Can you print the data exactly and leave out each image?

— Start DATA SEGMENT —

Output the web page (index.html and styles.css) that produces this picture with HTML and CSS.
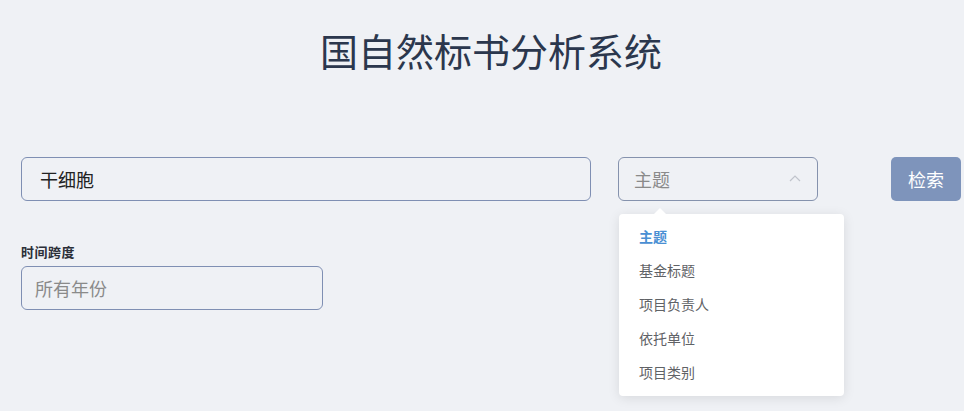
FILE: index.html
```html
<!DOCTYPE html>
<html lang="zh">
<head>
<meta charset="utf-8">
<title>国自然标书分析系统</title>
<link rel="stylesheet" href="styles.css">
</head>
<body>
<div class="page">
  <h1 class="title">国自然标书分析系统</h1>
  <div class="search-row">
    <div class="field main-input"><span class="value">干细胞</span></div>
    <div class="select-wrap">
      <div class="field select"><span class="placeholder">主题</span>
        <svg class="chevron" width="12" height="8" viewBox="0 0 12 8"><path d="M1 7 L6 2 L11 7" fill="none" stroke="#c0c4cc" stroke-width="1.2"/></svg>
      </div>
      <div class="dropdown">
        <span class="caret"></span>
        <ul class="options">
          <li class="option selected">主题</li>
          <li class="option">基金标题</li>
          <li class="option">项目负责人</li>
          <li class="option">依托单位</li>
          <li class="option">项目类别</li>
        </ul>
      </div>
    </div>
    <button class="btn">检索</button>
  </div>
  <div class="filter">
    <label class="label">时间跨度</label>
    <div class="field year-input"><span class="placeholder">所有年份</span></div>
  </div>
</div>
</body>
</html>
```
FILE: styles.css
```css
* { box-sizing: border-box; }
html, body { margin: 0; padding: 0; }
body {
  background: #eff1f5;
  font-family: "Noto Sans CJK SC", "Noto Sans", sans-serif;
  width: 964px;
  height: 411px;
  overflow: hidden;
}
.page { padding: 0 0 0 21px; }
.title {
  margin: 0 0 0 -3px;
  padding-top: 23px;
  height: 157px;
  text-align: center;
  font-weight: 400;
  font-size: 38px;
  line-height: 54px;
  color: #2b374d;
}
.search-row {
  display: flex;
  align-items: flex-start;
  height: 44px;
}
.field {
  border: 1px solid #7f8fb3;
  border-radius: 6px;
  height: 44px;
  display: flex;
  align-items: center;
  font-size: 18px;
  background: #eff1f5;
}
.main-input { width: 570px; padding-left: 18px; color: #222; }
.select-wrap { position: relative; margin-left: 27px; }
.select {
  width: 200px;
  padding: 0 16px 0 15px;
  justify-content: space-between;
  border-color: #8592ad;
}
.placeholder { color: #8a8a8a; }
.chevron { margin-top: -2px; }
.btn {
  margin-left: 73px;
  width: 70px;
  height: 44px;
  border: none;
  border-radius: 5px;
  background: #7e94bb;
  color: #fff;
  font-family: inherit;
  font-size: 18px;
  padding: 0;
}
.dropdown {
  position: absolute;
  top: 57px;
  left: 1px;
  width: 225px;
  background: #fff;
  border-radius: 4px;
  box-shadow: 0 2px 12px rgba(0, 0, 0, 0.1);
  z-index: 10;
}
.caret {
  position: absolute;
  top: -6px;
  left: 35px;
  width: 0;
  height: 0;
  border-left: 6px solid transparent;
  border-right: 6px solid transparent;
  border-bottom: 6px solid #fff;
}
.options { list-style: none; margin: 0; padding: 5px 0 7px; }
.option {
  height: 34px;
  line-height: 34px;
  padding: 0 20px;
  font-size: 14px;
  color: #5f6266;
}
.option.selected { color: #4a8fd3; font-weight: 700; }
.filter { margin-top: 41px; }
.label {
  display: block;
  font-size: 13px;
  font-weight: 700;
  color: #2b2f38;
  line-height: 19px;
  margin-bottom: 5px;
  letter-spacing: 0.5px;
}
.year-input { width: 302px; height: 44px; padding-left: 13px; }
```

— End DATA SEGMENT —

### COMPLETED EXERCISE
Output the web page (index.html and styles.css) that produces this picture with HTML and CSS.
FILE: index.html
```html
<!DOCTYPE html>
<html lang="zh">
<head>
<meta charset="utf-8">
<title>国自然标书分析系统</title>
<link rel="stylesheet" href="styles.css">
</head>
<body>
<div class="page">
  <h1 class="title">国自然标书分析系统</h1>
  <div class="search-row">
    <div class="field main-input"><span class="value">干细胞</span></div>
    <div class="select-wrap">
      <div class="field select"><span class="placeholder">主题</span>
        <svg class="chevron" width="12" height="8" viewBox="0 0 12 8"><path d="M1 7 L6 2 L11 7" fill="none" stroke="#c0c4cc" stroke-width="1.2"/></svg>
      </div>
      <div class="dropdown">
        <span class="caret"></span>
        <ul class="options">
          <li class="option selected">主题</li>
          <li class="option">基金标题</li>
          <li class="option">项目负责人</li>
          <li class="option">依托单位</li>
          <li class="option">项目类别</li>
        </ul>
      </div>
    </div>
    <button class="btn">检索</button>
  </div>
  <div class="filter">
    <label class="label">时间跨度</label>
    <div class="field year-input"><span class="placeholder">所有年份</span></div>
  </div>
</div>
</body>
</html>
```
FILE: styles.css
```css
* { box-sizing: border-box; }
html, body { margin: 0; padding: 0; }
body {
  background: #eff1f5;
  font-family: "Noto Sans CJK SC", "Noto Sans", sans-serif;
  width: 964px;
  height: 411px;
  overflow: hidden;
}
.page { padding: 0 0 0 21px; }
.title {
  margin: 0 0 0 -3px;
  padding-top: 23px;
  height: 157px;
  text-align: center;
  font-weight: 400;
  font-size: 38px;
  line-height: 54px;
  color: #2b374d;
}
.search-row {
  display: flex;
  align-items: flex-start;
  height: 44px;
}
.field {
  border: 1px solid #7f8fb3;
  border-radius: 6px;
  height: 44px;
  display: flex;
  align-items: center;
  font-size: 18px;
  background: #eff1f5;
}
.main-input { width: 570px; padding-left: 18px; color: #222; }
.select-wrap { position: relative; margin-left: 27px; }
.select {
  width: 200px;
  padding: 0 16px 0 15px;
  justify-content: space-between;
  border-color: #8592ad;
}
.placeholder { color: #8a8a8a; }
.chevron { margin-top: -2px; }
.btn {
  margin-left: 73px;
  width: 70px;
  height: 44px;
  border: none;
  border-radius: 5px;
  background: #7e94bb;
  color: #fff;
  font-family: inherit;
  font-size: 18px;
  padding: 0;
}
.dropdown {
  position: absolute;
  top: 57px;
  left: 1px;
  width: 225px;
  background: #fff;
  border-radius: 4px;
  box-shadow: 0 2px 12px rgba(0, 0, 0, 0.1);
  z-index: 10;
}
.caret {
  position: absolute;
  top: -6px;
  left: 35px;
  width: 0;
  height: 0;
  border-left: 6px solid transparent;
  border-right: 6px solid transparent;
  border-bottom: 6px solid #fff;
}
.options { list-style: none; margin: 0; padding: 5px 0 7px; }
.option {
  height: 34px;
  line-height: 34px;
  padding: 0 20px;
  font-size: 14px;
  color: #5f6266;
}
.option.selected { color: #4a8fd3; font-weight: 700; }
.filter { margin-top: 41px; }
.label {
  display: block;
  font-size: 13px;
  font-weight: 700;
  color: #2b2f38;
  line-height: 19px;
  margin-bottom: 5px;
  letter-spacing: 0.5px;
}
.year-input { width: 302px; height: 44px; padding-left: 13px; }
```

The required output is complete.